Abstract: It is common coin that the mental property of desiring a sip of water causes can cause certain physical events like walking to a water fountain.  What’s puzzling is how this causation can occur.  How is it that mental properties, e.g., your desiring water, can cause physical events, e.g., your walking to a water fountain? I show that mereological nihilism has the theoretical capacity to make sense of our common beliefs about the causality of our mental states. Many philosophers such as Donald Davidson (1963), Jagewon Kim (1998), and Robert Van Gulick (1993) have undertaken this project to explain how the mental and the physical causally interact. I argue that although much of our mental property talk is true, we are not ontologically committed to any mental properties. There are true sentences that include the term ‘mental property’ that attribute causal powers to those mental properties.  Those sentences are made true by microphysical objects and properties arranged in certain ways in space-time.  I argue that given how terms and predicates apply to different arrangements of particles and properties in space time, it is also true to say that certain events, like desiring a sip of water, are mental qua having certain properties that can correctly be called mental properties. This is an improvement on Davidson's view because it offers an explanation of how mental properties can truly be said to be causal and this is lacking in Davidson's account.

"Objects and Simples: The Nomological Account" (Under Review)

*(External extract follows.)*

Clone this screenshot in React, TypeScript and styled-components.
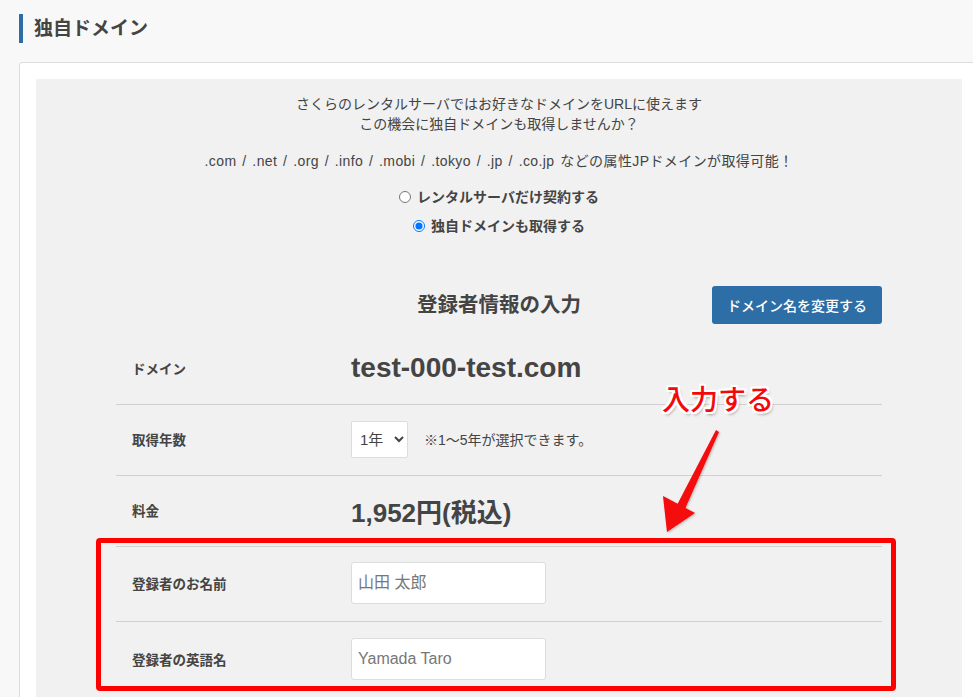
import React from 'react';
import styled, { createGlobalStyle } from 'styled-components';

const GlobalStyle = createGlobalStyle`
  html, body {
    margin: 0;
    padding: 0;
    background: #f8f8f8;
    overflow: hidden;
  }
  body {
    font-family: 'Liberation Sans', 'Noto Sans CJK JP', sans-serif;
    color: #444;
  }
`;

const rows = [
  { label: '登録者のお名前', placeholder: '山田 太郎' },
  { label: '登録者の英語名', placeholder: 'Yamada Taro' },
];

export default function App() {
  return (
    <>
      <GlobalStyle />
      <Page>
        <SectionTitle>独自ドメイン</SectionTitle>
        <Card>
          <Panel>
            <Intro>
              さくらのレンタルサーバではお好きなドメインをURLに使えます
              <br />
              この機会に独自ドメインも取得しませんか？
            </Intro>
            <Tlds>.com / .net / .org / .info / .mobi / .tokyo / .jp / .co.jp などの属性JPドメインが取得可能！</Tlds>
            <RadioGroup>
              <RadioLabel>
                <input type="radio" name="plan" />
                レンタルサーバだけ契約する
              </RadioLabel>
              <RadioLabel>
                <input type="radio" name="plan" defaultChecked />
                独自ドメインも取得する
              </RadioLabel>
            </RadioGroup>

            <FormArea>
              <FormHeader>
                <span />
                <FormTitle>登録者情報の入力</FormTitle>
                <ChangeButton>ドメイン名を変更する</ChangeButton>
              </FormHeader>

              <Table>
                <Row>
                  <Label>ドメイン</Label>
                  <BigValue>test-000-test.com</BigValue>
                </Row>
                <Row>
                  <Label>取得年数</Label>
                  <Value>
                    <YearSelect defaultValue="1">
                      <option value="1">1年</option>
                      <option value="2">2年</option>
                      <option value="3">3年</option>
                      <option value="4">4年</option>
                      <option value="5">5年</option>
                    </YearSelect>
                    <Note>※1〜5年が選択できます。</Note>
                  </Value>
                </Row>
                <Row>
                  <Label>料金</Label>
                  <BigValue $price>1,952円(税込)</BigValue>
                </Row>
                <Highlighted>
                  {rows.map((r, i) => (
                    <Row key={r.label} $tall $last={i === rows.length - 1}>
                      <Label>{r.label}</Label>
                      <Value>
                        <TextInput placeholder={r.placeholder} />
                      </Value>
                    </Row>
                  ))}
                  <RedFrame />
                </Highlighted>
              </Table>

              <Callout>入力する</Callout>
              <Arrow width="80" height="120" viewBox="650 420 80 120">
                <defs>
                  <filter id="sh" x="-20%" y="-20%" width="140%" height="140%">
                    <feDropShadow dx="1" dy="1" stdDeviation="1" floodColor="#000" floodOpacity="0.25" />
                  </filter>
                </defs>
                <g fill="#f5080b" filter="url(#sh)">
                  <polygon points="716,430 719,432 685,509 677,505" />
                  <polygon points="663,496 695,513 667,532" />
                </g>
              </Arrow>
            </FormArea>
          </Panel>
        </Card>
      </Page>
    </>
  );
}

const Page = styled.div`
  padding: 14px 0 0 19px;
`;

const SectionTitle = styled.h2`
  margin: 0;
  height: 29px;
  line-height: 29px;
  border-left: 4px solid #2e6da4;
  padding-left: 11px;
  font-size: 19px;
  font-weight: 700;
  color: #444;
`;

const Card = styled.div`
  margin-top: 19px;
  width: 926px;
  background: #fff;
  border: 1px solid #ddd;
  border-radius: 3px;
  padding: 16px;
`;

const Panel = styled.div`
  background: #f1f1f1;
  border-radius: 2px;
  padding-top: 15px;
  min-height: 640px;
`;

const Intro = styled.p`
  margin: 0;
  text-align: center;
  font-size: 14px;
  line-height: 20px;
`;

const Tlds = styled.p`
  margin: 17px 0 0;
  text-align: center;
  font-size: 14px;
  line-height: 20px;
  word-spacing: 1.5px;
  letter-spacing: 0.4px;
`;

const RadioGroup = styled.div`
  margin-top: 16px;
  display: flex;
  flex-direction: column;
  align-items: center;
  gap: 9px;
`;

const RadioLabel = styled.label`
  display: flex;
  align-items: center;
  gap: 4px;
  font-size: 14px;
  font-weight: 700;
  line-height: 20px;

  input {
    margin: 0 2px 0 0;
    width: 12px;
    height: 12px;
  }
`;

const FormArea = styled.div`
  position: relative;
  margin: 50px 80px 0;
`;

const FormHeader = styled.div`
  display: grid;
  grid-template-columns: 1fr auto 1fr;
  align-items: center;
  margin-bottom: 10px;
`;

const FormTitle = styled.h3`
  margin: 0 0 4px;
  font-size: 20.5px;
  font-weight: 700;
  color: #444;
`;

const ChangeButton = styled.button`
  justify-self: end;
  width: 170px;
  height: 38px;
  border: none;
  border-radius: 3px;
  background: #2c6ea5;
  color: #fff;
  font-family: 'Liberation Sans', 'Noto Sans CJK JP', sans-serif;
  font-size: 14px;
  font-weight: 500;
  cursor: pointer;
`;

const Table = styled.div`
  display: flex;
  flex-direction: column;
`;

const Row = styled.div<{ $tall?: boolean; $last?: boolean }>`
  display: grid;
  grid-template-columns: 235px 1fr;
  align-items: center;
  box-sizing: border-box;
  height: ${(p) => (p.$tall ? '75px' : '71px')};
  padding-bottom: 2px;
  border-bottom: ${(p) => (p.$last ? 'none' : '1px solid #d0d0d0')};
`;

const Label = styled.div`
  padding-left: 16px;
  font-size: 13.5px;
  font-weight: 700;
  color: #444;
`;

const Value = styled.div`
  display: flex;
  align-items: center;
  gap: 16px;
`;

const BigValue = styled.div<{ $price?: boolean }>`
  font-size: ${(p) => (p.$price ? '26px' : '28px')};
  font-weight: 700;
  color: #444;
`;

const YearSelect = styled.select`
  width: 57px;
  height: 37px;
  background: #fff;
  border: 1px solid #ddd;
  border-radius: 2px;
  font-family: 'Liberation Sans', 'Noto Sans CJK JP', sans-serif;
  font-size: 15px;
  color: #444;
  padding: 0 4px;
`;

const Note = styled.span`
  font-size: 14px;
  color: #444;
`;

const TextInput = styled.input`
  box-sizing: border-box;
  width: 195px;
  height: 42px;
  background: #fff;
  border: 1px solid #ddd;
  border-radius: 3px;
  padding: 0 6px;
  font-family: 'Liberation Sans', 'Noto Sans CJK JP', sans-serif;
  font-size: 16px;

  &::placeholder {
    color: #777;
  }
`;

const Highlighted = styled.div`
  position: relative;
`;

const RedFrame = styled.div`
  position: absolute;
  top: -9px;
  left: -20px;
  right: -14px;
  height: 153px;
  border: 5px solid #ff0000;
  border-radius: 4px;
  box-sizing: border-box;
  pointer-events: none;
`;

const Callout = styled.div`
  position: absolute;
  left: 546px;
  top: 98px;
  font-family: 'Noto Sans CJK JP', sans-serif;
  font-size: 28px;
  font-weight: 500;
  line-height: 1;
  color: #f5080b;
  text-shadow:
    2px 0 0 #fff, -2px 0 0 #fff, 0 2px 0 #fff, 0 -2px 0 #fff,
    2px 2px 0 #fff, -2px -2px 0 #fff, 2px -2px 0 #fff, -2px 2px 0 #fff,
    2px 3px 3px rgba(0, 0, 0, 0.35);
`;

const Arrow = styled.svg`
  position: absolute;
  left: 534px;
  top: 134px;
  overflow: visible;
`;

In this paper, I explore what simples and objects would be like if simples were possibly extended. I assume that the objects that should appear in our ontology are precisely the objects that must appear in the theory of the world that tests best against the theoretical virtues. I then argue that the only objects in the correct ontology at a world are the objects that are causally non-redundant at that world. For instance, at this world, I argue, that objects in the correct ontology are each involved in unique set of nomologically possible events. There are no two objects that are involved in the same events at every nomologically possible world. For example, consider what might be an object at this world, a single quark. This quark is an object at this world if and only if there are no other objects that are involved in the exact same set of nomologically possible events. Suppose this quark is in fact an object at this world. This quark will appear in the theory of the world that tests best against the theoretical virtues since without it the theory will either be incomplete or not parsimonious. In addition, I argue that this quark must be a simple at this world. This account of objects and simples has not yet been explored in the literature, but given the commonly accepted methodology, I show that we have reason to prefer it.